====== GIVEN MATERIAL ======
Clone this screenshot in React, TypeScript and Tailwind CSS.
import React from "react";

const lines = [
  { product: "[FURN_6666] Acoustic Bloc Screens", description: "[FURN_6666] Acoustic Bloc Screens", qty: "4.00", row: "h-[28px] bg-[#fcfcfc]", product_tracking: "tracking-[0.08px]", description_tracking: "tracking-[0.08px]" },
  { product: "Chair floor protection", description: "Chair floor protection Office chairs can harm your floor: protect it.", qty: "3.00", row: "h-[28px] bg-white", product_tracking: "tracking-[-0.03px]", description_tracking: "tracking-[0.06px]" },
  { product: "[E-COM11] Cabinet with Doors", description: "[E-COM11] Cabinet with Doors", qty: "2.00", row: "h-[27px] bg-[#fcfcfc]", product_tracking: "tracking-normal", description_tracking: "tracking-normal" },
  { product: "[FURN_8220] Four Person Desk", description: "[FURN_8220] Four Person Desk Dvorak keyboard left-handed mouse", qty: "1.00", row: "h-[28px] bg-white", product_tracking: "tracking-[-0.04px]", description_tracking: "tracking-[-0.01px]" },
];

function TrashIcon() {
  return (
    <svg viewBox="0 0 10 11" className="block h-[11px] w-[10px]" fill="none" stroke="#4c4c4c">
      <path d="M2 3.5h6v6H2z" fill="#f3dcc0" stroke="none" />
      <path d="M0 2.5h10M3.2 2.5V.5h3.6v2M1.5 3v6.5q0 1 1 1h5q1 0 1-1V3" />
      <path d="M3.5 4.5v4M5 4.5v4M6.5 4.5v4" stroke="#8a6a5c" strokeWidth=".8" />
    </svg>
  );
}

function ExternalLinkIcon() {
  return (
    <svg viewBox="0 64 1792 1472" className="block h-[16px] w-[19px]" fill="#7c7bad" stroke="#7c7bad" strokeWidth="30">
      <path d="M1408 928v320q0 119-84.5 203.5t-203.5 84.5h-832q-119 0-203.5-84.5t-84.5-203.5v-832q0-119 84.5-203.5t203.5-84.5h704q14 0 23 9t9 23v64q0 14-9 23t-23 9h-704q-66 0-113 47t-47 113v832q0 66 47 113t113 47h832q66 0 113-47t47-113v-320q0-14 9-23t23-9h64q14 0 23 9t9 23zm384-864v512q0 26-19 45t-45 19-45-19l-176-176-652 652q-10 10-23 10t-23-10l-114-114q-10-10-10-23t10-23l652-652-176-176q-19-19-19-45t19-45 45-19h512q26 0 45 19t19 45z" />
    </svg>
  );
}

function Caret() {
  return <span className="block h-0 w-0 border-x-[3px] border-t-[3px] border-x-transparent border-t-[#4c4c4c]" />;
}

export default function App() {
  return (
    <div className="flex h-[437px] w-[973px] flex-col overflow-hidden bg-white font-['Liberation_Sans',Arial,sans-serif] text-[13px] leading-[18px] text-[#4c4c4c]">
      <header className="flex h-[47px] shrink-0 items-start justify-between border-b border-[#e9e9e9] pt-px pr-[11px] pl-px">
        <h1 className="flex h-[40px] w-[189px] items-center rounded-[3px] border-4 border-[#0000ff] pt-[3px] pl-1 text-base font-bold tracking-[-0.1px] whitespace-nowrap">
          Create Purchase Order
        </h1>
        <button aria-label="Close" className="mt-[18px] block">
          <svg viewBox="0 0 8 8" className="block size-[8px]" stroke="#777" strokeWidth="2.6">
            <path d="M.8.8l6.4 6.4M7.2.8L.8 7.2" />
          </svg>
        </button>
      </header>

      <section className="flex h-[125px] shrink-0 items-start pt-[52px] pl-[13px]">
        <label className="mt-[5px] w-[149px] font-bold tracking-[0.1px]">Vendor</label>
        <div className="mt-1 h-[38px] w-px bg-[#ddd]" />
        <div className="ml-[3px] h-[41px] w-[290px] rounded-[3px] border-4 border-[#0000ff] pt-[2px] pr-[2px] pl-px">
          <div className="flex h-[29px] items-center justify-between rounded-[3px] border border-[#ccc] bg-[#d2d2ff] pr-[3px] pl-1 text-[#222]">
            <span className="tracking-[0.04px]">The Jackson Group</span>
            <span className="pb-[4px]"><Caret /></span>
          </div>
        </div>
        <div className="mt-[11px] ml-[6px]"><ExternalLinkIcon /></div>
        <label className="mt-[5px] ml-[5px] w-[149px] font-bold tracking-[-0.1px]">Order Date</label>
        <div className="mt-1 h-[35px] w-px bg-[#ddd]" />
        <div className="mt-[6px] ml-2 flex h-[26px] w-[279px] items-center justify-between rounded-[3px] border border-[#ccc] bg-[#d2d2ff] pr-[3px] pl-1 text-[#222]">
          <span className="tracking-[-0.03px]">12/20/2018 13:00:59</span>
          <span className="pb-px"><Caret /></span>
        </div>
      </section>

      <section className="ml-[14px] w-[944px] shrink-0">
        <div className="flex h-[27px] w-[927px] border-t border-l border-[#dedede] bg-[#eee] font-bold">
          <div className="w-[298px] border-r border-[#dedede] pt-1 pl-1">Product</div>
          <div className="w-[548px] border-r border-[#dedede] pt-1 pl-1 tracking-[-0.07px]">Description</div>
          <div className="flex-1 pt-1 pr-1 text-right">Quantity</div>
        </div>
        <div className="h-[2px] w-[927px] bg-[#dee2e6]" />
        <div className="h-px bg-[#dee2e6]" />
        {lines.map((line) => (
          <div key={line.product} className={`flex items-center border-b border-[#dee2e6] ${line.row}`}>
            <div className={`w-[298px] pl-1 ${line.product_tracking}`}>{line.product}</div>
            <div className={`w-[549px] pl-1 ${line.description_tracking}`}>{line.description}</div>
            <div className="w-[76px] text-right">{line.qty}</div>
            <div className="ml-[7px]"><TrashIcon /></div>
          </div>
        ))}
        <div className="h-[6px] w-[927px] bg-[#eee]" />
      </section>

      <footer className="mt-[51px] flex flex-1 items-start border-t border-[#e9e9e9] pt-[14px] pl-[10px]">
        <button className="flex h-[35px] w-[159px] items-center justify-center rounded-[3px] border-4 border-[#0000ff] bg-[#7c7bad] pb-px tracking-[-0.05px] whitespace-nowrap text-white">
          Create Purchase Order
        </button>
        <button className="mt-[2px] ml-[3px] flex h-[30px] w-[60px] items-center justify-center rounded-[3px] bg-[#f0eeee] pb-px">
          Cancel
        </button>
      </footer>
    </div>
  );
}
======
# WHAT TO PRODUCE
Quote each line above in full, word for word.

# COMPLETE OUTPUT
Clone this screenshot in React, TypeScript and Tailwind CSS.
import React from "react";

const lines = [
  { product: "[FURN_6666] Acoustic Bloc Screens", description: "[FURN_6666] Acoustic Bloc Screens", qty: "4.00", row: "h-[28px] bg-[#fcfcfc]", product_tracking: "tracking-[0.08px]", description_tracking: "tracking-[0.08px]" },
  { product: "Chair floor protection", description: "Chair floor protection Office chairs can harm your floor: protect it.", qty: "3.00", row: "h-[28px] bg-white", product_tracking: "tracking-[-0.03px]", description_tracking: "tracking-[0.06px]" },
  { product: "[E-COM11] Cabinet with Doors", description: "[E-COM11] Cabinet with Doors", qty: "2.00", row: "h-[27px] bg-[#fcfcfc]", product_tracking: "tracking-normal", description_tracking: "tracking-normal" },
  { product: "[FURN_8220] Four Person Desk", description: "[FURN_8220] Four Person Desk Dvorak keyboard left-handed mouse", qty: "1.00", row: "h-[28px] bg-white", product_tracking: "tracking-[-0.04px]", description_tracking: "tracking-[-0.01px]" },
];

function TrashIcon() {
  return (
    <svg viewBox="0 0 10 11" className="block h-[11px] w-[10px]" fill="none" stroke="#4c4c4c">
      <path d="M2 3.5h6v6H2z" fill="#f3dcc0" stroke="none" />
      <path d="M0 2.5h10M3.2 2.5V.5h3.6v2M1.5 3v6.5q0 1 1 1h5q1 0 1-1V3" />
      <path d="M3.5 4.5v4M5 4.5v4M6.5 4.5v4" stroke="#8a6a5c" strokeWidth=".8" />
    </svg>
  );
}

function ExternalLinkIcon() {
  return (
    <svg viewBox="0 64 1792 1472" className="block h-[16px] w-[19px]" fill="#7c7bad" stroke="#7c7bad" strokeWidth="30">
      <path d="M1408 928v320q0 119-84.5 203.5t-203.5 84.5h-832q-119 0-203.5-84.5t-84.5-203.5v-832q0-119 84.5-203.5t203.5-84.5h704q14 0 23 9t9 23v64q0 14-9 23t-23 9h-704q-66 0-113 47t-47 113v832q0 66 47 113t113 47h832q66 0 113-47t47-113v-320q0-14 9-23t23-9h64q14 0 23 9t9 23zm384-864v512q0 26-19 45t-45 19-45-19l-176-176-652 652q-10 10-23 10t-23-10l-114-114q-10-10-10-23t10-23l652-652-176-176q-19-19-19-45t19-45 45-19h512q26 0 45 19t19 45z" />
    </svg>
  );
}

function Caret() {
  return <span className="block h-0 w-0 border-x-[3px] border-t-[3px] border-x-transparent border-t-[#4c4c4c]" />;
}

export default function App() {
  return (
    <div className="flex h-[437px] w-[973px] flex-col overflow-hidden bg-white font-['Liberation_Sans',Arial,sans-serif] text-[13px] leading-[18px] text-[#4c4c4c]">
      <header className="flex h-[47px] shrink-0 items-start justify-between border-b border-[#e9e9e9] pt-px pr-[11px] pl-px">
        <h1 className="flex h-[40px] w-[189px] items-center rounded-[3px] border-4 border-[#0000ff] pt-[3px] pl-1 text-base font-bold tracking-[-0.1px] whitespace-nowrap">
          Create Purchase Order
        </h1>
        <button aria-label="Close" className="mt-[18px] block">
          <svg viewBox="0 0 8 8" className="block size-[8px]" stroke="#777" strokeWidth="2.6">
            <path d="M.8.8l6.4 6.4M7.2.8L.8 7.2" />
          </svg>
        </button>
      </header>

      <section className="flex h-[125px] shrink-0 items-start pt-[52px] pl-[13px]">
        <label className="mt-[5px] w-[149px] font-bold tracking-[0.1px]">Vendor</label>
        <div className="mt-1 h-[38px] w-px bg-[#ddd]" />
        <div className="ml-[3px] h-[41px] w-[290px] rounded-[3px] border-4 border-[#0000ff] pt-[2px] pr-[2px] pl-px">
          <div className="flex h-[29px] items-center justify-between rounded-[3px] border border-[#ccc] bg-[#d2d2ff] pr-[3px] pl-1 text-[#222]">
            <span className="tracking-[0.04px]">The Jackson Group</span>
            <span className="pb-[4px]"><Caret /></span>
          </div>
        </div>
        <div className="mt-[11px] ml-[6px]"><ExternalLinkIcon /></div>
        <label className="mt-[5px] ml-[5px] w-[149px] font-bold tracking-[-0.1px]">Order Date</label>
        <div className="mt-1 h-[35px] w-px bg-[#ddd]" />
        <div className="mt-[6px] ml-2 flex h-[26px] w-[279px] items-center justify-between rounded-[3px] border border-[#ccc] bg-[#d2d2ff] pr-[3px] pl-1 text-[#222]">
          <span className="tracking-[-0.03px]">12/20/2018 13:00:59</span>
          <span className="pb-px"><Caret /></span>
        </div>
      </section>

      <section className="ml-[14px] w-[944px] shrink-0">
        <div className="flex h-[27px] w-[927px] border-t border-l border-[#dedede] bg-[#eee] font-bold">
          <div className="w-[298px] border-r border-[#dedede] pt-1 pl-1">Product</div>
          <div className="w-[548px] border-r border-[#dedede] pt-1 pl-1 tracking-[-0.07px]">Description</div>
          <div className="flex-1 pt-1 pr-1 text-right">Quantity</div>
        </div>
        <div className="h-[2px] w-[927px] bg-[#dee2e6]" />
        <div className="h-px bg-[#dee2e6]" />
        {lines.map((line) => (
          <div key={line.product} className={`flex items-center border-b border-[#dee2e6] ${line.row}`}>
            <div className={`w-[298px] pl-1 ${line.product_tracking}`}>{line.product}</div>
            <div className={`w-[549px] pl-1 ${line.description_tracking}`}>{line.description}</div>
            <div className="w-[76px] text-right">{line.qty}</div>
            <div className="ml-[7px]"><TrashIcon /></div>
          </div>
        ))}
        <div className="h-[6px] w-[927px] bg-[#eee]" />
      </section>

      <footer className="mt-[51px] flex flex-1 items-start border-t border-[#e9e9e9] pt-[14px] pl-[10px]">
        <button className="flex h-[35px] w-[159px] items-center justify-center rounded-[3px] border-4 border-[#0000ff] bg-[#7c7bad] pb-px tracking-[-0.05px] whitespace-nowrap text-white">
          Create Purchase Order
        </button>
        <button className="mt-[2px] ml-[3px] flex h-[30px] w-[60px] items-center justify-center rounded-[3px] bg-[#f0eeee] pb-px">
          Cancel
        </button>
      </footer>
    </div>
  );
}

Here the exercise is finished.